Piratis wrote:Some questions before I make any comments:

1) What percentage of land will be under the TC state?

2) We have presidential council, senate, parliaments etc. Will the TCs have an effective blocking power on everything after we combine all these things?

3) I am a non refugee. In what ways will the "northern state" be more of my own country than lets say UK or any other EU country.


Piratis,

I haven't yet given much thought to the "map" of the solution. My impression so far is that there are two approaches to improving the map. Firstly, to make mutually acceptable adjustments without affecting the percentage, and secondly to change the percentage in favor of the Greek Cypriots.
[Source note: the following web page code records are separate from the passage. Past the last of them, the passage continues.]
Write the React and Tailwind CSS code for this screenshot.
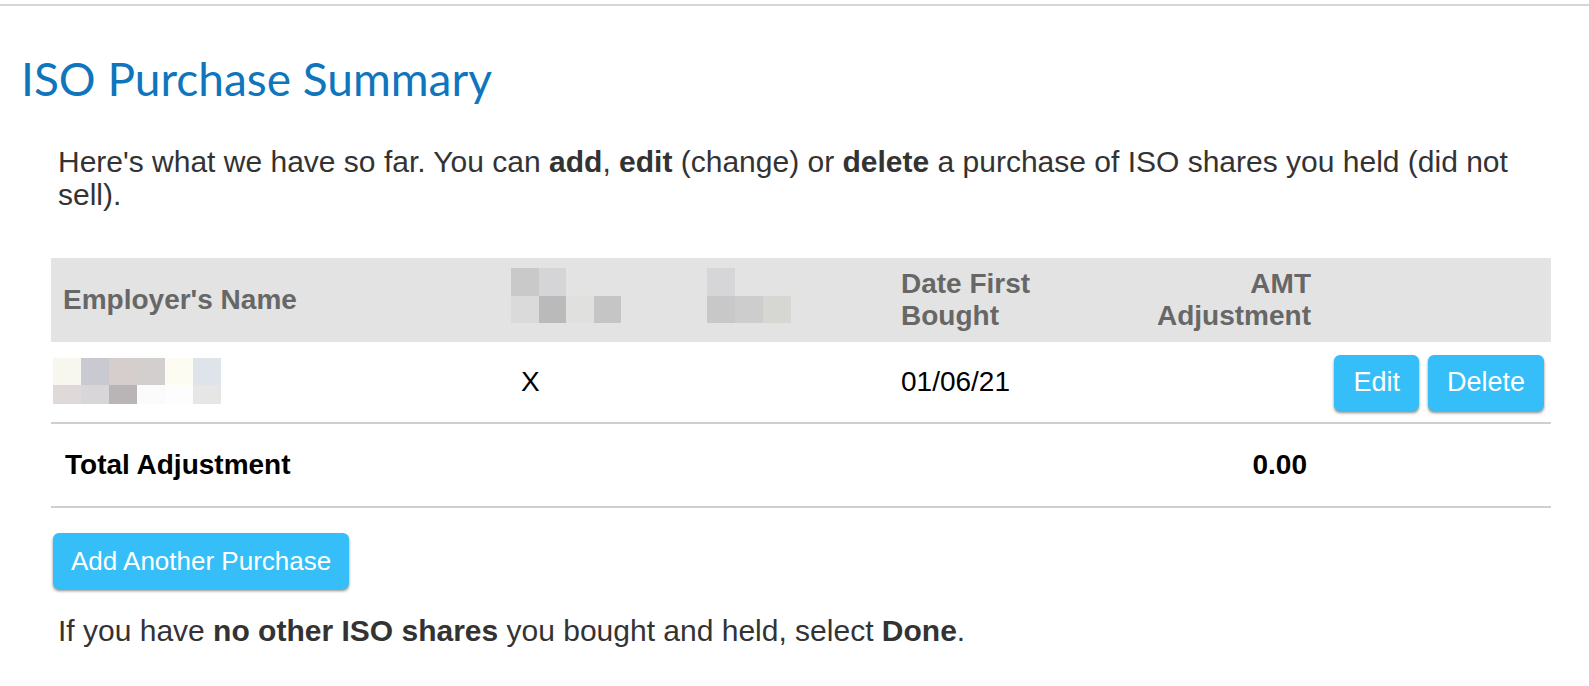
import React from "react";

function Mosaic({ rows, cell = "w-[28px]", heights }) {
  return (
    <div className="flex flex-col">
      {rows.map((r, i) => (
        <div key={i} className={"flex " + heights[i]}>
          {r.map((c, j) => (
            <div key={j} className={cell + " h-full " + c} />
          ))}
        </div>
      ))}
    </div>
  );
}

const empRows = [
  ["bg-[#f7f6ef]", "bg-[#c9c9d1]", "bg-[#d6cdcd]", "bg-[#d4cfcf]", "bg-[#fcfcf3]", "bg-[#dfe4eb]"],
  ["bg-[#e0d9d9]", "bg-[#d8d6d8]", "bg-[#b9b5b7]", "bg-[#fbfbfb]", "bg-[#fdfdfd]", "bg-[#e6e6e6]"],
];
const col2Rows = [
  ["bg-[#c9c9c9]", "bg-[#d5d5d7]", "bg-transparent", "bg-transparent"],
  ["bg-[#dadada]", "bg-[#bababa]", "bg-[#e0e0de]", "bg-[#c5c5c5]"],
];
const col3Rows = [
  ["bg-[#d6d6d8]", "bg-transparent", "bg-transparent"],
  ["bg-[#c8c8c8]", "bg-[#cdcdcd]", "bg-[#d6d6d3]"],
];

function Btn({ children, className = "" }) {
  return (
    <button
      className={
        "h-[56px] rounded-[6px] bg-[#36bef8] text-white leading-none shadow-[0_2px_3px_rgba(0,0,0,0.45)] " +
        className
      }
    >
      {children}
    </button>
  );
}

export default function App() {
  return (
    <div className="min-h-[686px] w-full bg-white font-['Liberation_Sans',Arial,sans-serif] text-[#333]">
      <div className="h-[4px]" />
      <div className="h-[2px] bg-[#d6d6d6]" />
      <h1 className="ml-[21px] mt-[46px] font-['Lato',sans-serif] text-[46px] leading-[54px] text-[#0f75bd]">
        ISO Purchase Summary
      </h1>
      <div className="pl-[51px] pr-[38px]">
        <p className="mt-[39px] pl-[7px] text-[30px] leading-[33px] text-[#333]">
          Here's what we have so far. You can <b>add</b>, <b>edit</b> (change) or <b>delete</b> a purchase of ISO
          shares you held (did not sell).
        </p>

        <div className="mt-[47px] grid grid-cols-[460px_196px_194px_200px_210px_1fr]">
          {/* header */}
          <div className="col-span-6 grid h-[84px] grid-cols-subgrid items-center bg-[#e3e3e3] text-[28px] font-bold leading-[32px] text-[#676767]">
            <div className="pl-[12px]">Employer's Name</div>
            <div className="mb-[9px]">
              <Mosaic rows={col2Rows} cell="w-[27.5px]" heights={["h-[27.5px]", "h-[27.5px]"]} />
            </div>
            <div className="mb-[9px]">
              <Mosaic rows={col3Rows} cell="w-[28px]" heights={["h-[27.5px]", "h-[27.5px]"]} />
            </div>
            <div>
              Date First
              <br />
              Bought
            </div>
            <div className="text-right">
              AMT
              <br />
              Adjustment
            </div>
            <div />
          </div>

          {/* row */}
          <div className="col-span-6 grid h-[82px] grid-cols-subgrid items-center border-b-2 border-[#cfcfcf] text-[28px] leading-[32px] text-black">
            <div className="mb-[3px] pl-[2px]">
              <Mosaic rows={empRows} cell="w-[28px]" heights={["h-[27px]", "h-[19px]"]} />
            </div>
            <div className="pl-[10px]">X</div>
            <div />
            <div>01/06/21</div>
            <div />
            <div className="flex justify-end gap-[9px] pr-[7px] pt-[1px]">
              <Btn className="px-[19px] text-[27px]">Edit</Btn>
              <Btn className="px-[19px] text-[27px]">Delete</Btn>
            </div>
          </div>

          {/* total */}
          <div className="col-span-6 grid h-[84px] grid-cols-subgrid items-center border-b-2 border-[#cfcfcf] text-[28px] font-bold leading-[32px] text-black">
            <div className="pl-[14px]">Total Adjustment</div>
            <div />
            <div />
            <div />
            <div className="pr-[4px] text-right">0.00</div>
            <div />
          </div>
        </div>

        <div className="mt-[25px] pl-[2px]">
          <Btn className="h-[55px] px-[18px] text-[26px]">Add Another Purchase</Btn>
        </div>

        <p className="mt-[25px] pl-[7px] text-[30px] leading-[33px] text-[#333]">
          If you have <b>no other ISO shares</b> you bought and held, select <b>Done</b>.
        </p>
      </div>
    </div>
  );
}
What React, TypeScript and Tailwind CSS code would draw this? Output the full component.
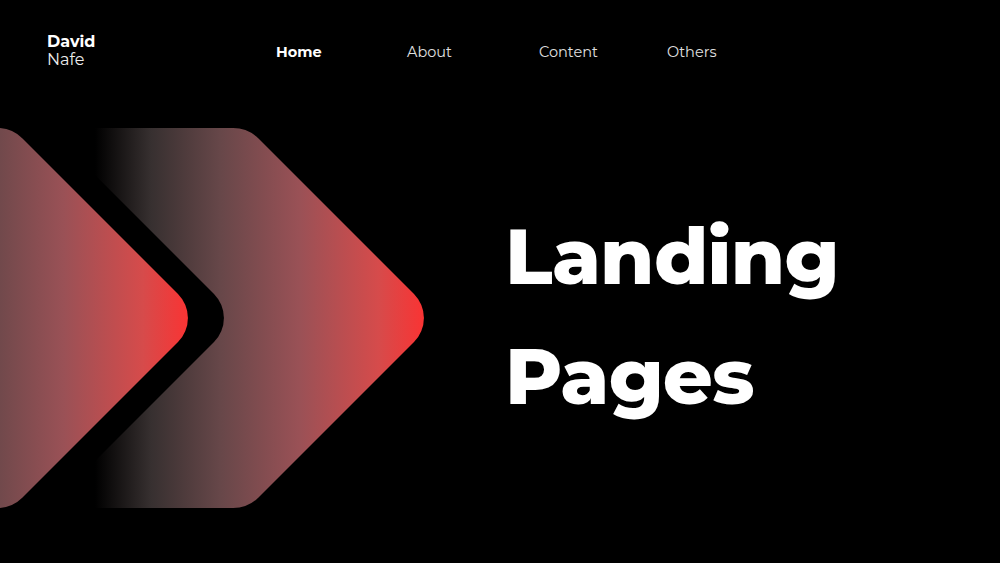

In the first approach, what could be done is to "straighten the border somewhat" (a TC demand), while at the same time "giving more coastline to GCs" (a GC demand. This could be done by allowing the regions north of Morfou to remain under TC administration, while allocating the coastline west of Morfou to GC administration.

Another mutually acceptable improvement might be to hand over Karpasia under GC administration, and in return offer Kokkina to remain under TC administration (so we will have two incontiguous cantons, one of GCs and one of TCs).

As to the percentage of territory, I have heard from many GCs that a 25% share for the TC state would be more acceptable. I don't know however if the TCs would tolerate this, it's worth checking in the next poll. In my view however, it is not that important to make this change - it wouldn't make anybody's life better, and it would sidetrack the negotiations from other, more critical matters.

Concerning blocking powers, the way this particular proposal deals with the problem is through cross-voting. Because TC senators will need GC votes as well to get elected, they will have a vested personal interest in not appearing intransigent and uncooperative. So the system would self-regulate, and blocking powers would only be used on issues that are really critical to the TC community.

Concerning what you, as a GC non-refugee, "will have to gain" from the northern constituent state, here follows a list:
a. You could opt to buy a home in the north after 7 years have elapsed.
b. You could opt to become a permanent resident of the TC state (even if you haven't yet purchased your own home, since property and residence are separate issues), and enjoy extended political rights as well as guaranteed education for your children under the Federal Government.
c. You could opt to work in the north, returning to your permanent residence in the south for weekends.
d. You could opt to have your holiday home in the north, in any region which you find attractive (see "point a" above).